THE AIM OF OUR GRANT APPLICATION is to quantify the impact of a pesticide ban on a pollinator community and test for cascading impacts on the wider food web. The ban is being implemented on the island of Guernsey, and we will use three neighbouring islands (Jersey, Alderney and Sark) as controls. Using a small grant along with logistical support provided by a local NGO, we have collected a substantial 4-year baseline dataset. If our research proposal is funded, we will have a unique seven-year run of continuous data covering the period before, during and after the pesticide ban on Guernsey and our control islands.

THERE ARE FOUR OBJECTIVES TO OUR PROJECT. First, we will quantify the impact of the pesticide ban on populations of the buff tailed bumblebee, five species of hoverfly and two species of moth, predicting increases in all these indicator species following the ban. Second, we will quantify the impact of the ban on pollinator community structure, predicting a greater rebound in pollinator groups which are known to be particularly sensitive to pesticides. Third, we will test for cascading positive benefits of the ban on the wider community associated with pollinators, specifically their specialist parasitoids and generalist bat predators. Finally, we will use our results and management recommendations to inform and facilitate impact at a local, national, and international level.

METHODS: Our field sites are four islands in the Channel Island archipelago - Guernsey and three adjacent control islands - which are close to the French coastline and made up of two self-governing British Crown Dependencies. We will use a Before-After-Controlled-Impact design to sample pollinators, which combines multiple control and reference sites with multi-year sampling before and after the pesticide ban. This allows us to distinguish the impact of the ban from other variables which are well known to affect insect populations, most obviously the weather. Indeed, our baseline data shows we can detect an increase in pollinator abundance as small as 10%, which is a game changer in this field of research.

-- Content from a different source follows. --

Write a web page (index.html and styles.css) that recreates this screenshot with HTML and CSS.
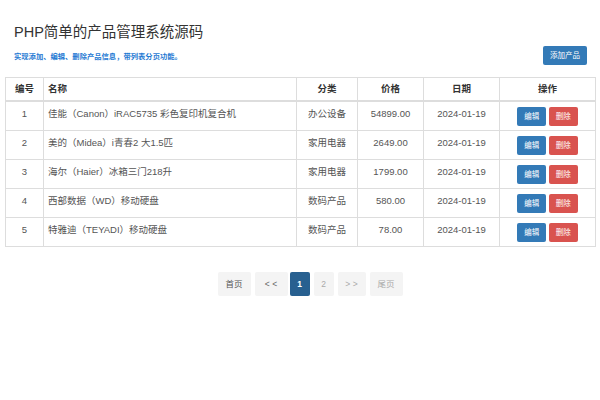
FILE: index.html
```html
<!DOCTYPE html>
<html lang="zh-CN">
<head>
<meta charset="utf-8">
<title>PHP简单的产品管理系统源码</title>
<link rel="stylesheet" href="styles.css">
</head>
<body>
<div class="wrap">
  <h1 class="title">PHP简单的产品管理系统源码</h1>
  <div class="bar">
    <p class="desc">实现添加、编辑、删除产品信息，带列表分页功能。</p>
    <a class="btn btn-add">添加产品</a>
  </div>
  <table class="grid">
    <colgroup>
      <col class="c-id"><col class="c-name"><col class="c-cat"><col class="c-price"><col class="c-date"><col class="c-op">
    </colgroup>
    <thead>
      <tr><th>编号</th><th class="left">名称</th><th>分类</th><th>价格</th><th>日期</th><th>操作</th></tr>
    </thead>
    <tbody>
      <tr><td>1</td><td class="left">佳能（Canon）iRAC5735 彩色复印机复合机</td><td>办公设备</td><td>54899.00</td><td>2024-01-19</td><td><a class="btn btn-edit">编辑</a> <a class="btn btn-del">删除</a></td></tr>
      <tr><td>2</td><td class="left">美的（Midea）i青春2 大1.5匹</td><td>家用电器</td><td>2649.00</td><td>2024-01-19</td><td><a class="btn btn-edit">编辑</a> <a class="btn btn-del">删除</a></td></tr>
      <tr><td>3</td><td class="left">海尔（Haier）冰箱三门218升</td><td>家用电器</td><td>1799.00</td><td>2024-01-19</td><td><a class="btn btn-edit">编辑</a> <a class="btn btn-del">删除</a></td></tr>
      <tr><td>4</td><td class="left">西部数据（WD）移动硬盘</td><td>数码产品</td><td>580.00</td><td>2024-01-19</td><td><a class="btn btn-edit">编辑</a> <a class="btn btn-del">删除</a></td></tr>
      <tr><td>5</td><td class="left">特雅迪（TEYADI）移动硬盘</td><td>数码产品</td><td>78.00</td><td>2024-01-19</td><td><a class="btn btn-edit">编辑</a> <a class="btn btn-del">删除</a></td></tr>
    </tbody>
  </table>
  <div class="pager">
    <a class="pg pg-dark">首页</a>
    <a class="pg pg-mid">&lt; &lt;</a>
    <a class="pg pg-num active">1</a>
    <a class="pg pg-num pg-light">2</a>
    <a class="pg pg-light pg-next">&gt; &gt;</a>
    <a class="pg pg-light">尾页</a>
  </div>
</div>
</body>
</html>
```

FILE: styles.css
```css
html, body {
  margin: 0;
  padding: 0;
  background: #fff;
}
body {
  font-family: "Liberation Sans", "Noto Sans CJK SC", sans-serif;
  color: #555;
}
.wrap {
  padding: 0 5px;
}
.title {
  margin: 0;
  padding: 22px 0 0 9px;
  font-size: 14.5px;
  line-height: 20px;
  font-weight: normal;
  color: #333;
}
.bar {
  display: flex;
  justify-content: space-between;
  align-items: center;
  padding: 0 8px 0 9px;
  margin-top: 4px;
}
.desc {
  margin: 0;
  font-size: 7.3px;
  font-weight: bold;
  color: #1f7ad3;
}
.btn {
  display: inline-block;
  box-sizing: border-box;
  height: 19px;
  line-height: 19px;
  border-radius: 2px;
  color: #fff;
  font-size: 7.5px;
  text-align: center;
  vertical-align: top;
}
.btn-add {
  width: 44px;
  background: #337ab7;
}
.btn-edit {
  width: 29px;
  background: #337ab7;
}
.btn-del {
  width: 29px;
  background: #d9534f;
}
.grid {
  margin-top: 12px;
  width: 590px;
  border-collapse: collapse;
  table-layout: fixed;
  border: 1px solid #ddd;
  font-size: 9.5px;
  line-height: 13.5px;
}
.c-id { width: 38px; }
.c-name { width: 253px; }
.c-cat { width: 61px; }
.c-price { width: 66px; }
.c-date { width: 76px; }
.c-op { width: 96px; }
.grid th, .grid td {
  border: 1px solid #ddd;
  text-align: center;
  vertical-align: top;
  padding: 5px 4px 4px;
  white-space: nowrap;
}
.grid th {
  color: #333;
  font-weight: bold;
  padding: 4px 4px 4px;
  border-bottom: 2px solid #ddd;
}
.grid .left {
  text-align: left;
}
.pager {
  display: flex;
  justify-content: center;
  gap: 4px;
  margin-top: 25px;
  padding-left: 20px;
}
.pg {
  display: block;
  box-sizing: border-box;
  width: 33px;
  height: 24px;
  line-height: 24px;
  text-align: center;
  font-size: 8.5px;
  background: #f4f4f4;
  border-radius: 2px;
  color: #555;
}
.pg-num { width: 20px; }
.pg-next { width: 28px; }
.pg-mid { color: #666; }
.pg-light { color: #aaa; }
.pg.active {
  background: #286090;
  color: #fff;
  font-weight: bold;
  margin-left: -2px;
}
```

SUMMARY: Overall, the combination of our rigorous sampling protocols, our unique island system, and the fact that we have the pre-ban data "in the bag", will enable us to advance the frontiers of knowledge on the impact of pesticides on pollinators at an unmatched scale. Our innovative community level approach has not been attempted before and will lead to ground-breaking scientific discovery. Although it is complex and high-risk to detect changes in ecological communities at such scale, our baseline data demonstrates that our approach is eminently feasible.